• [Given material]
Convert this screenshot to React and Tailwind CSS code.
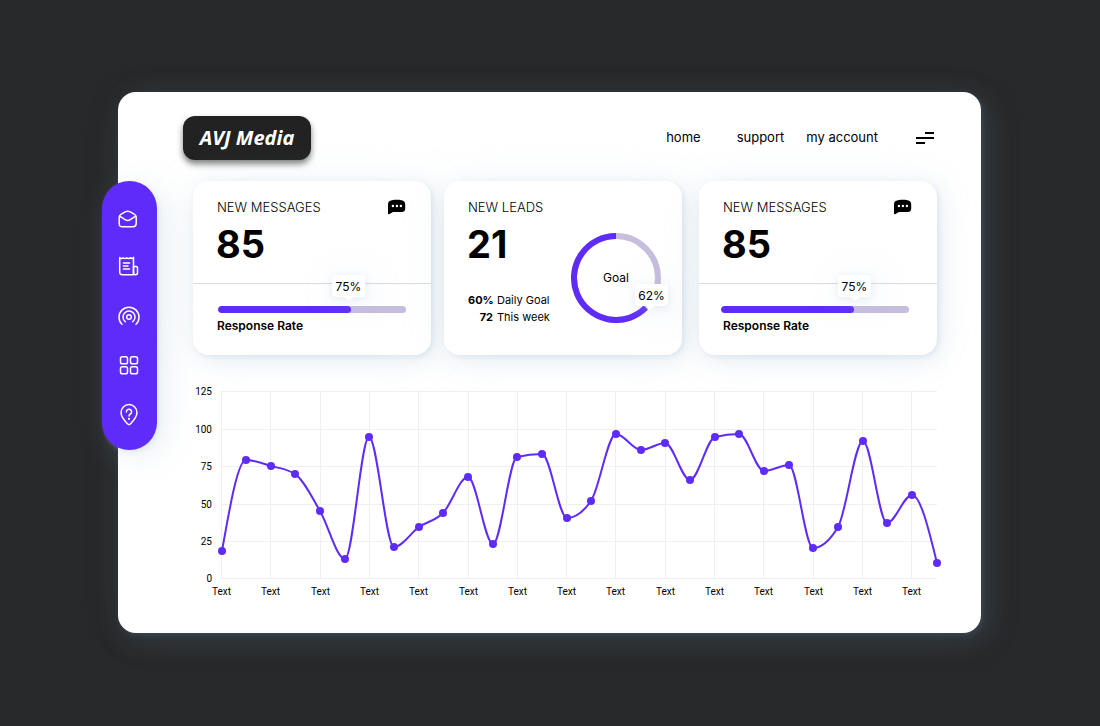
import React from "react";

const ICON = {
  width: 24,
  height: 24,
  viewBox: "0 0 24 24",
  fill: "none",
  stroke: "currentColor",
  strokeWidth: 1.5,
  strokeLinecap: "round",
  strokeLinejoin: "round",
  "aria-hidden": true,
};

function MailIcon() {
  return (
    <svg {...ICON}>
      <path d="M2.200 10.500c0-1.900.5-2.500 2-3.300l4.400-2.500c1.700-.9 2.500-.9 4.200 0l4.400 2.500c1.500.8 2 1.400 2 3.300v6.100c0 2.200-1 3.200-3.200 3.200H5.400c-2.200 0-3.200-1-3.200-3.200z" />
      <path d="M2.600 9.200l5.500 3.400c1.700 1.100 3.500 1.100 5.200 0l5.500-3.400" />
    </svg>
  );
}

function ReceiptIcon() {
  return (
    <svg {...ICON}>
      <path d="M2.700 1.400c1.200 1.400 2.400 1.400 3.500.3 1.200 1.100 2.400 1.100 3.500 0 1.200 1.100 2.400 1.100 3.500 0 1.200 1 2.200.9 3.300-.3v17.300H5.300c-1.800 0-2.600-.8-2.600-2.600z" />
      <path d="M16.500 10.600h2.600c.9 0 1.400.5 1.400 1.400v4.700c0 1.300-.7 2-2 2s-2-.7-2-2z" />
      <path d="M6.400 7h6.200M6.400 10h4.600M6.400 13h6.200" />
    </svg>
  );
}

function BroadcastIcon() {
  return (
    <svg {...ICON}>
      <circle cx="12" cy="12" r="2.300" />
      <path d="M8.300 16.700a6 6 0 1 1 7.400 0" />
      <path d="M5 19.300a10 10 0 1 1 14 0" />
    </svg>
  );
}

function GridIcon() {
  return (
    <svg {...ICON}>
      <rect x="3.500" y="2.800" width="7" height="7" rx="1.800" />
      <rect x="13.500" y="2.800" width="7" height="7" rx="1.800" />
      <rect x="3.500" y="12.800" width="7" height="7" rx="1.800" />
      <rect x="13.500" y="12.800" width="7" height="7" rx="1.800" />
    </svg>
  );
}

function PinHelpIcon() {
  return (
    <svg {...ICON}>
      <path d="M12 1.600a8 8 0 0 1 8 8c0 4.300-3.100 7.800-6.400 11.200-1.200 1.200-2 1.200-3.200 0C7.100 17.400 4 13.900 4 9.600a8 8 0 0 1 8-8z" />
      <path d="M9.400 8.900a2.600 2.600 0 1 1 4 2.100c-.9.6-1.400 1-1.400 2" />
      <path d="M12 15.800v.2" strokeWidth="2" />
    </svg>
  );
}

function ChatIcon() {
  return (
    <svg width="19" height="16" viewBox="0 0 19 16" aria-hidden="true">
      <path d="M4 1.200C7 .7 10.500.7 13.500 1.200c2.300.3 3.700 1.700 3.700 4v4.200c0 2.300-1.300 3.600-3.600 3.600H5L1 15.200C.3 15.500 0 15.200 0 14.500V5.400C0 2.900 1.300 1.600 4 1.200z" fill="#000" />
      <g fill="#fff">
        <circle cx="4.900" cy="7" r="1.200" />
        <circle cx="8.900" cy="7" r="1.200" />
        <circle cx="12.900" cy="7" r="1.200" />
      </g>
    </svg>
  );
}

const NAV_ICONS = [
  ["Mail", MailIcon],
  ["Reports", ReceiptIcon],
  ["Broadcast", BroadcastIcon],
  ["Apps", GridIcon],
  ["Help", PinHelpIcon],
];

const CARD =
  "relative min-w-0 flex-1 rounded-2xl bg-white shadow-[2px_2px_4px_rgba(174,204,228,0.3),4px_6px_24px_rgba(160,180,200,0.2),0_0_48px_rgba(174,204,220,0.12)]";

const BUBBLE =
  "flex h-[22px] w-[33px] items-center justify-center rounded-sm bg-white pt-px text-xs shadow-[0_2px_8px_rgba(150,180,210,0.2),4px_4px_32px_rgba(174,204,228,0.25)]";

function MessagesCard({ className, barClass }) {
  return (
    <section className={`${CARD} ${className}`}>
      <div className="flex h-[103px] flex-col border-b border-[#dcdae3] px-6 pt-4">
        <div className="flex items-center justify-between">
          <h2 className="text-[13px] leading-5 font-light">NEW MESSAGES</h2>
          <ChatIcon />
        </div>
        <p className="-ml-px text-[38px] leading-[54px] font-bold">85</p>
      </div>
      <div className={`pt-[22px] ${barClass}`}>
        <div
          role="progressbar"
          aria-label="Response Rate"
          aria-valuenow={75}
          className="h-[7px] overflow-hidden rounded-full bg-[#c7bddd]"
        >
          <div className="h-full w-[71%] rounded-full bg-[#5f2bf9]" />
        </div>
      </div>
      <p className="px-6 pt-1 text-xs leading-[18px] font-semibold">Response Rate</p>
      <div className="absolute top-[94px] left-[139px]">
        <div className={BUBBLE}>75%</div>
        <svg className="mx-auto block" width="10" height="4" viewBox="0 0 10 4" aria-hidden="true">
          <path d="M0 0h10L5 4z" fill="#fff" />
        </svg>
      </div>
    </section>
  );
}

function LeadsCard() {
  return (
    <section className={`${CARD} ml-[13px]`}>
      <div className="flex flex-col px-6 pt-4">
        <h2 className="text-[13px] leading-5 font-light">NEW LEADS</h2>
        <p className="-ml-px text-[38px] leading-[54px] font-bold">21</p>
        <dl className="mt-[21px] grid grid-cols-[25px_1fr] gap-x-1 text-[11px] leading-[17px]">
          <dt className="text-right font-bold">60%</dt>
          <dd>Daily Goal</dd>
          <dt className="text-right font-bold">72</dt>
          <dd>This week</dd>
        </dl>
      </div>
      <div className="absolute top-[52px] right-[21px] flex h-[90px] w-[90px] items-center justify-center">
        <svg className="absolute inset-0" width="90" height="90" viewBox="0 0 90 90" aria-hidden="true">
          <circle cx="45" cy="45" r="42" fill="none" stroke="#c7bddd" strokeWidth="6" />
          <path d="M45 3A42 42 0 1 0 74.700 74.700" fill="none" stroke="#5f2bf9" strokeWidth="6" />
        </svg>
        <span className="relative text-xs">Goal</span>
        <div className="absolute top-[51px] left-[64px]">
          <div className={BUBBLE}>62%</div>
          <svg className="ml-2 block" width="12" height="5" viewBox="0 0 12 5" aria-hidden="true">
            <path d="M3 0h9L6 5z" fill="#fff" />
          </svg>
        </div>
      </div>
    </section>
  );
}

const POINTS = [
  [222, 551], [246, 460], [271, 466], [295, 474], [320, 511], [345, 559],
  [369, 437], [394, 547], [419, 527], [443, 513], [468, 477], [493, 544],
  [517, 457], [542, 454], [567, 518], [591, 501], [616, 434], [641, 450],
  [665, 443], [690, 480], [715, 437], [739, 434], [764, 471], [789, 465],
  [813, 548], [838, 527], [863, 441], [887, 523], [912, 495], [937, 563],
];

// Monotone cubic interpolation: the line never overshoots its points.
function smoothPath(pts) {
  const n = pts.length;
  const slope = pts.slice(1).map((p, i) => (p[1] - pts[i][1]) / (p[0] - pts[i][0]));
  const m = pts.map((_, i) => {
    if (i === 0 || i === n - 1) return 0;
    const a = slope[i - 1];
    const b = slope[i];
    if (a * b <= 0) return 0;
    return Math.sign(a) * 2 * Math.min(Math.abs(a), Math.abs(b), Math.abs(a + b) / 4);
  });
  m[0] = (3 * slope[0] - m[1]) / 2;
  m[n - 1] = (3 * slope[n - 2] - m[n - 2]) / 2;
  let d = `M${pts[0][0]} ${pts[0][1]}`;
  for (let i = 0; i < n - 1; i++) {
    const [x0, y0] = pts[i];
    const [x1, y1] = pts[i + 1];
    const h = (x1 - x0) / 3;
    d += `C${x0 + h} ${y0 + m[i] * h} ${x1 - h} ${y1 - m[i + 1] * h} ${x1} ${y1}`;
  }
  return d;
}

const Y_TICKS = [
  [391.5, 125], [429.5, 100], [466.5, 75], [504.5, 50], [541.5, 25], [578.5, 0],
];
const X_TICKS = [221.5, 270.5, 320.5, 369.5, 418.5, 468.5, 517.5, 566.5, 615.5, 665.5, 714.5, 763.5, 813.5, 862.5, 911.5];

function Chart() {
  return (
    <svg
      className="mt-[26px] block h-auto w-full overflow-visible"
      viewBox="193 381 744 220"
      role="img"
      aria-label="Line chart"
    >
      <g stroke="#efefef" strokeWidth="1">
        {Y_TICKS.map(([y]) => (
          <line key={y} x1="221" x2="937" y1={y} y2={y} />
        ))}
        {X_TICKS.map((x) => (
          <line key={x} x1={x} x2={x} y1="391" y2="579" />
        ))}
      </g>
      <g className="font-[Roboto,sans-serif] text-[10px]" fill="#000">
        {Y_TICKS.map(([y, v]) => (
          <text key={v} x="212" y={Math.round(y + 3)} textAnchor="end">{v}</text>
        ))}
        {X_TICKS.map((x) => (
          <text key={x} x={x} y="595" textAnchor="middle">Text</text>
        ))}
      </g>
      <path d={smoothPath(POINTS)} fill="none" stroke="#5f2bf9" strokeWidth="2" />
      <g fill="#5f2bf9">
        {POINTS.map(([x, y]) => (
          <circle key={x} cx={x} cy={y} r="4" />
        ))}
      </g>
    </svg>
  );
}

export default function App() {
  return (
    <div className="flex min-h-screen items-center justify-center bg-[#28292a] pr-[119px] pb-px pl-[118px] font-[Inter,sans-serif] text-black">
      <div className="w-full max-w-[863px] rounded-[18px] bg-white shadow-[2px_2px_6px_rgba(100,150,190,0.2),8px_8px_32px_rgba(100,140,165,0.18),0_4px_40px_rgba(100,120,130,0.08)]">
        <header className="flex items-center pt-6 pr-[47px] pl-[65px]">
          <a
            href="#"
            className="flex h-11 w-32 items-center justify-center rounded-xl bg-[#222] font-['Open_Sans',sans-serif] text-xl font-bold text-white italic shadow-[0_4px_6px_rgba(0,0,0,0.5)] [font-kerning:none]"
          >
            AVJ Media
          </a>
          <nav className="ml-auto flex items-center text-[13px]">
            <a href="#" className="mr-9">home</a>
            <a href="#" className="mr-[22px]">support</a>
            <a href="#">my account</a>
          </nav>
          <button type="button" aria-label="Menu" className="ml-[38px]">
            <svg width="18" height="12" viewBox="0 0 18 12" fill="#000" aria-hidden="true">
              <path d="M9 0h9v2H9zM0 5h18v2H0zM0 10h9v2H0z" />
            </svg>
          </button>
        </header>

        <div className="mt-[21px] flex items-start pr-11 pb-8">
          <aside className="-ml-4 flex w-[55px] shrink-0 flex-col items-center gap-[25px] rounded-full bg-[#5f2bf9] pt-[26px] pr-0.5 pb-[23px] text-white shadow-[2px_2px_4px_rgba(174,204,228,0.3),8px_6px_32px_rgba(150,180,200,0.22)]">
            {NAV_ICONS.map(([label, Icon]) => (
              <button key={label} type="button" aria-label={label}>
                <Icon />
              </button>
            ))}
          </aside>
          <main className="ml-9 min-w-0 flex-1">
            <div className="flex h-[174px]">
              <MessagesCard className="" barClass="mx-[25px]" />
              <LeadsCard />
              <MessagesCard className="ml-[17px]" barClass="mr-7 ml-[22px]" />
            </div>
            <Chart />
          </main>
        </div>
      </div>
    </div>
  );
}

• [The request]
Write only the number of lines that include "React".

• [Response to the exercise]
2